In nature this phenomenon occurs when molecules cluster up "voluntarily" to form living cells, or when many living cells form one organism or when many human minds form one living culture.
In the Bible this phenomenon is described most clearly in Genesis 2:7, where God gathers the dust of the earth into a viable composition and injects into it the breath of life. He performs the exact same miracle but at a different scale of complexity when he gathers the descendants of Abraham (who were to be like the dust of the earth; Genesis 13:16) into a viable composition and releases into that gathering the Spirit (Acts 2:1-2).

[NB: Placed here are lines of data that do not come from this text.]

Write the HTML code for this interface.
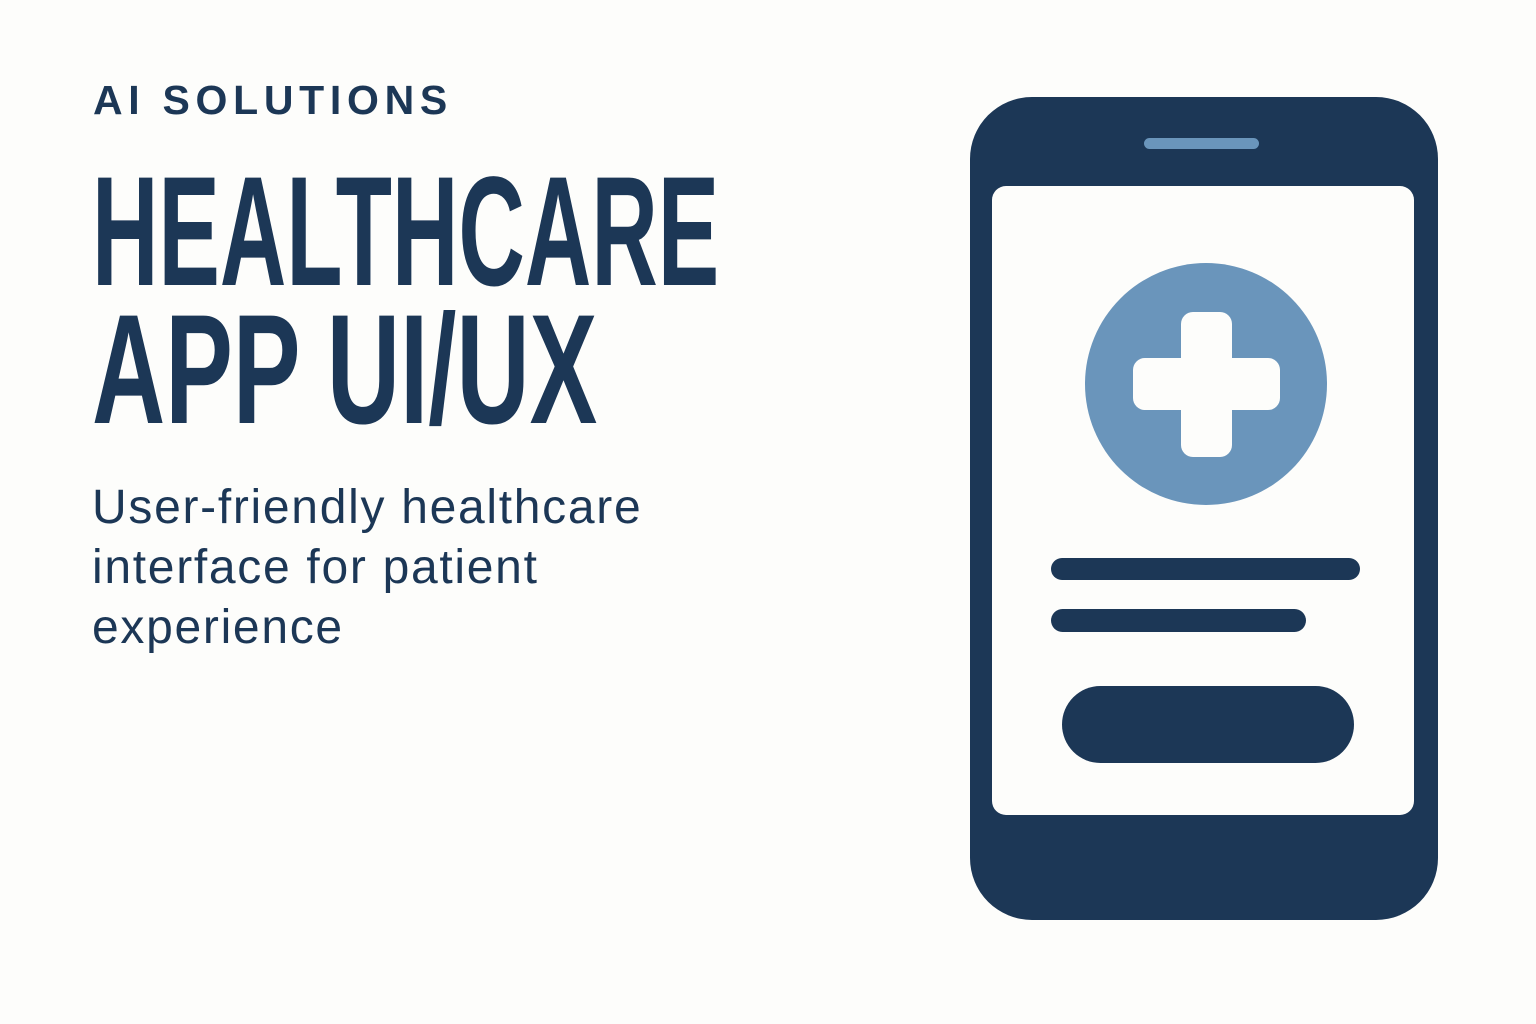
<!DOCTYPE html>
<html><head><meta charset="utf-8"><style>
html,body{margin:0;padding:0;width:1536px;height:1024px;background:#fdfdfb;overflow:hidden}
.t{position:absolute;font-family:"Liberation Sans",sans-serif;color:#1c3756;white-space:nowrap}
.small{left:93px;top:77px;font-size:41px;font-weight:bold;letter-spacing:5.7px}
.big{left:92px;font-size:156px;font-weight:bold;transform-origin:0 0;line-height:156px}
.sub{left:92px;top:478px;font-size:48px;line-height:60px;letter-spacing:1.7px}
</style></head><body>
<div class="t small">AI SOLUTIONS</div>
<div class="t big" style="top:154px;transform:scaleX(0.59)">HEALTHCARE</div>
<div class="t big" style="top:292px;transform:scaleX(0.65)">APP UI/UX</div>
<div class="t sub">User-friendly healthcare<br>interface for patient<br>experience</div>
<svg style="position:absolute;left:0;top:0" width="1536" height="1024">
<rect x="970" y="97" width="468" height="823" rx="62" fill="#1c3756"/>
<rect x="992" y="186" width="422" height="629" rx="14" fill="#fdfdfb"/>
<rect x="1144" y="138" width="115" height="11" rx="5.5" fill="#6a95bb"/>
<circle cx="1206" cy="384" r="121" fill="#6a95bb"/>
<rect x="1181" y="312" width="51" height="145" rx="12" fill="#fdfdfb"/>
<rect x="1133" y="358" width="147" height="52" rx="12" fill="#fdfdfb"/>
<rect x="1051" y="558" width="309" height="22" rx="11" fill="#1c3756"/>
<rect x="1051" y="609" width="255" height="23" rx="11.5" fill="#1c3756"/>
<rect x="1062" y="686" width="292" height="77" rx="38.5" fill="#1c3756"/>
</svg>
</body></html>
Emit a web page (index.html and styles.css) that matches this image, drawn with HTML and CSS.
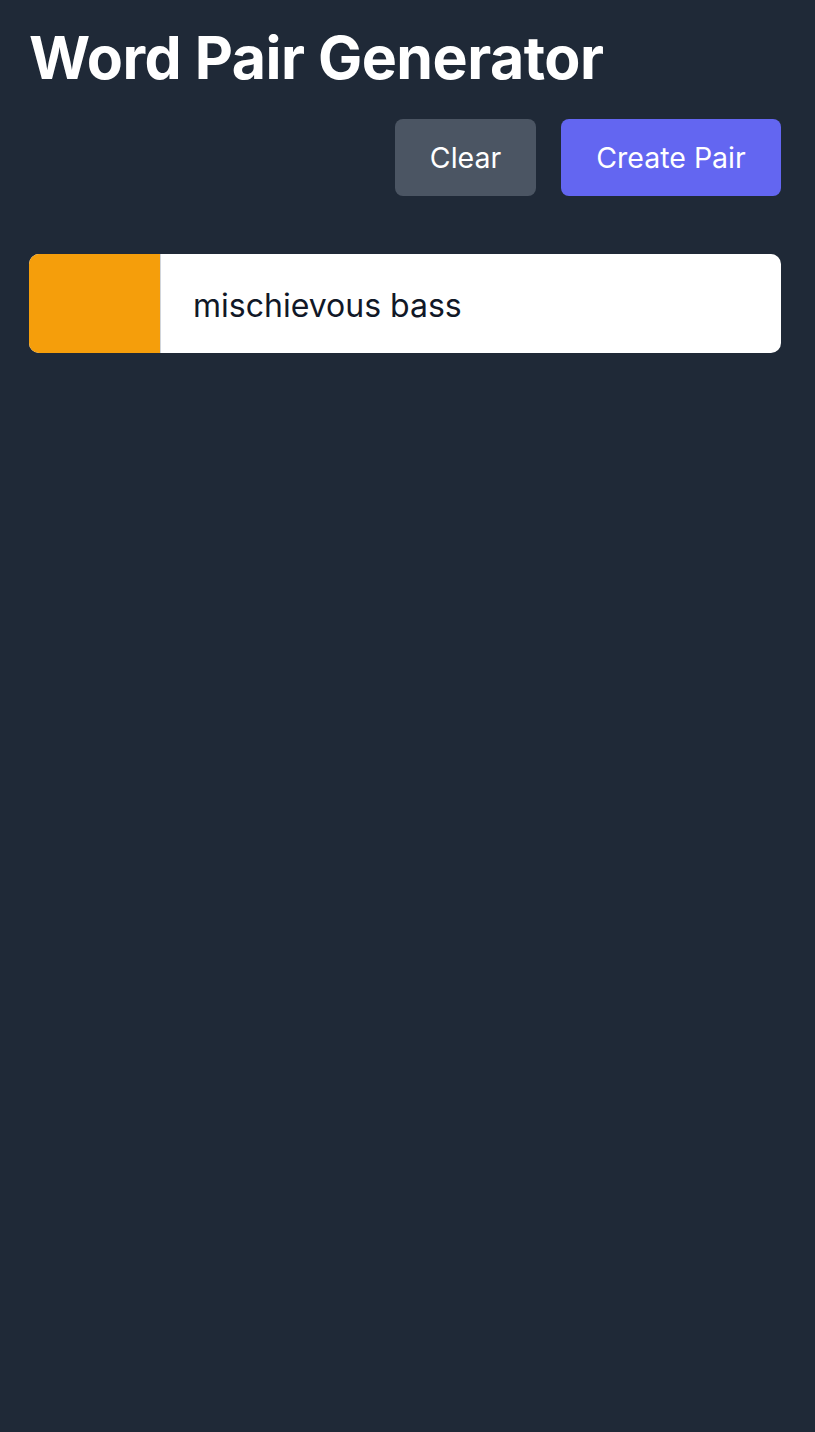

The root חוה (hwh) is unused in the Bible, so we don't exactly know what it means. But BDB Theological Dictionary reports of an identical verb in Arabic that means to collect or gather. The derived feminine noun חוה (hawwa), means tent-village (Deuteronomy 3:14, Joshua 13:30).
The verb חוה (hawa II) meaning to show, tell, make known. This Hebrew verb occurs six times in the Bible (mostly in Job: Job 15:17, 32:6) but the Aramaic equivalent (also spelled חוה, hawa) occurs fourteen times in the Book of Daniel (Daniel 4:2, 5:7). Its obvious derivative אחוה ('ahwah), meaning declaration, occurs once, in Job 13:17. Note that this noun is spelled identical to the noun אחוה ('ahawa), meaning brotherhood.
The verb חוה (hawa III) meaning to prostrate oneself, specifically out of sheer politeness (Genesis 18:2, 23:7), in submission to a superior (Exodus 11:8, Esther 3:2) or in worship of God (Judges 7:15, 1 Chronicles 29:20). This verb occurs 170 times in the Bible.